David van der Want
MA Clinical Psychology (RAU)
Every time you don't follow your inner guidance, you feel a loss of energy, loss of power, a sense of spiritual deadness. - Shakti Gawain
Orientation to Psychotherapy
We are all simultaneously creating and being created by our worlds
My training as a clinical psychologist was in the relationally focused systemic and interactional models of psychotherapy. This approach places great emphasis on relationship and seeks to understand how our behaviour, our sense of self and our understanding of the world is embedded in the patterning of our relationships, both in our early environments and in our current life circumstances.
In this sense we are all simultaneously creating and being created by our worlds - our experiences of distress, joy, pain, sadness, wonder and awe, our being in our worlds can be seen as the outworking of the relational patterning of our lives. Being in relationship as spouse, parent, child, friend, colleague, employer is a creative act that gives rise to the reality that we inhabit.
In the light of this, the therapeutic relationship becomes an arena for creative exploration and potentially for the repatterning of our responses to both ourselves and others. I view the therapeutic relationship as a privileged and sacred space characterised by warmth, deep understanding, openness and genuineness. My therapeutic stance is an attempt to engage in deep and non-threatening understanding of the other - my efforts are directed at creating with the client a space of open, non-judgemental communication where I work to listen with sensitivity, intuition and intelligence and to speak from a coherent, informed, compassionate and "useful" position.
Within this broad framework I tailor my approach to adapt to the needs of the client and the particulars of the client's circumstances. I draw on a broad range of theoretical knowledge that includes cognitive behavioural therapy, systemic and interactional therapy, gestalt therapy and is also influenced by narrative therapy and the solutions oriented and focused approaches. I endorse the family therapist, Lynn Hoffman's position that the training of psychotherapists should also draw on literature, drama and poetics as the understanding of the human spirit offered by the great writers and artists often surpasses the dry and watered down version offered by much psychological theorising.
My orientation to therapy de-emphases diagnosis and treatment in favour of exploration, growth and creativity. While I believe it is foolhardy to abandon the medical model's diagnostic language in it's entirety I favour a language that emphasises soul, being and human possibility.
To elaborate slightly - I believe that the approach traditionally taken to problems of living such as depression and anxiety implies that such "problems" are amenable to diagnosis treatment and ultimately cure. I am not convinced of this and believe that often "symptoms" of distress are a indicators requiring more subtle examination. Sometimes such experiences can be likened to "growth pains", sometimes they are signposts pointing like a compass needle to aspects of our lives that require attention and sometimes they may be a calling for us to grow in a different direction, one that we perhaps find threatening or that may require change and adjustment in our relationships.
Some questions and answers about my therapeutic style
Do you offer advice?
Literature about psychotherapy and counselling indicates that advice is not generally useful.
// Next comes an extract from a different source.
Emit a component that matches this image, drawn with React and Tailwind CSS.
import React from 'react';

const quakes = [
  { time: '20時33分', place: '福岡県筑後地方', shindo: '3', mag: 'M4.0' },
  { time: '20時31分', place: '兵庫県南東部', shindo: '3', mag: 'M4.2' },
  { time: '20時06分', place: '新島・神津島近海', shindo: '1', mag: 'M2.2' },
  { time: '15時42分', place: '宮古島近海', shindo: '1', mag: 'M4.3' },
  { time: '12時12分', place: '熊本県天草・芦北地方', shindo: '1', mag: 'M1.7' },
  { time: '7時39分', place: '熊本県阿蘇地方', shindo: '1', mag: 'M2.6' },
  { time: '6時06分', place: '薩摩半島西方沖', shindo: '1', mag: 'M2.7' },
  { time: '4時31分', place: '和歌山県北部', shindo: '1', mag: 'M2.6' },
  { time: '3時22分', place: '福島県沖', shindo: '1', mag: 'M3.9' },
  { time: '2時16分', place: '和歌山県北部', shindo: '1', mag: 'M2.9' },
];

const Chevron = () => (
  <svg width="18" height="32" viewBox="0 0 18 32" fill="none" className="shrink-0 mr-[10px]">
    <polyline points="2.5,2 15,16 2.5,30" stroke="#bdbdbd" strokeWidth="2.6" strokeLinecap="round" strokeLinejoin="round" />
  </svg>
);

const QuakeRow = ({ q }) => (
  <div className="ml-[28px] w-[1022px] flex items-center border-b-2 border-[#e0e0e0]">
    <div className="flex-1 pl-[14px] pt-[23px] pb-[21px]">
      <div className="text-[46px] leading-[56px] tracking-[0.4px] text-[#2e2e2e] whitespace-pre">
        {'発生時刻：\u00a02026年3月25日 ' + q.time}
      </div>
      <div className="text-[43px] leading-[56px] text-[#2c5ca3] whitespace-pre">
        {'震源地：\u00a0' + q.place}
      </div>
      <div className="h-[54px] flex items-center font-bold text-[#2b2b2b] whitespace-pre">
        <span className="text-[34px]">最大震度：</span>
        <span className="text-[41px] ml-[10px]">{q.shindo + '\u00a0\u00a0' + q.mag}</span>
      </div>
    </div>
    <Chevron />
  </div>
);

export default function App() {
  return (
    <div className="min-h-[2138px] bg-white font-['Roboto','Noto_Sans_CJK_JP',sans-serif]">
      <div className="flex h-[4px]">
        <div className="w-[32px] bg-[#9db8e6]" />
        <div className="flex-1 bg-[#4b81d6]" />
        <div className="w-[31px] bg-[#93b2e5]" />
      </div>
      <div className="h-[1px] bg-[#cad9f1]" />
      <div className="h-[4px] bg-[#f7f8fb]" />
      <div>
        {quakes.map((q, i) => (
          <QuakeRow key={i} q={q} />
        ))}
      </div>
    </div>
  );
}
The reasons for this include the following; it tends to be offered in place of understanding, it may mean the therapist is taking too much responsibility for the client's actions and that it may provide too simplistic an understanding of the client's situation - "just do this and then everything will be ok".
However, my approach to therapy is active and involved. I tend to be direct in my therapeutic style and if advice is requested I will offer a clear sense of my understanding of the situation. This may not necessarily include explicit advice but I believe that clients should leave a session with a sense of having "got" something, ideally an enriched understanding that allows for a clearer sense of direction and capacity to act.
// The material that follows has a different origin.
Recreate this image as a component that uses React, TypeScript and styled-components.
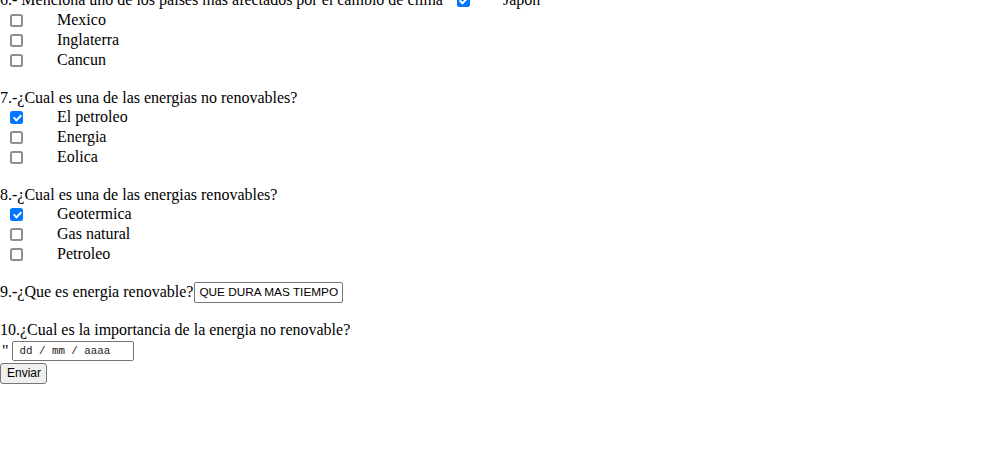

Do I have to delve deeply into my childhood in therapy?
The answer to this is an equivocal "depends". If you have a sense that your childhood experiences are having a significant impact on your life then it may be useful to explore these. However, my orientation suggests to me that we cannot change what has happened but we can effect change and growth in the here and now. It is often useful to speak about the past, particularly if there is significant emotion attached to it but I do not believe that understanding our past by itself necessarily frees us from it's effects on our present.
How many sessions will I require?
This is a very difficult question to answer and it depends significantly on the reason that you are seeking therapy and a variety of other factors. While I do practice long term therapy if it is indicated the majority of therapies are of short to medium duration. I believe that if after four or five meetings a client does not have a sense of having moved in a desired direction or at least that there is a sense that some progress has been made then something is amiss.
My approach is that my door is open for as long as the client has a sense that the therapy is offering them something. In many situations an initial series of 5 to 10 weekly consultations followed by a series of follow up consultations staggered at fortnightly and then monthly intervals is sufficient.
A lot depends on the client's need though and many clients enter long term therapies to address ongoing difficulties.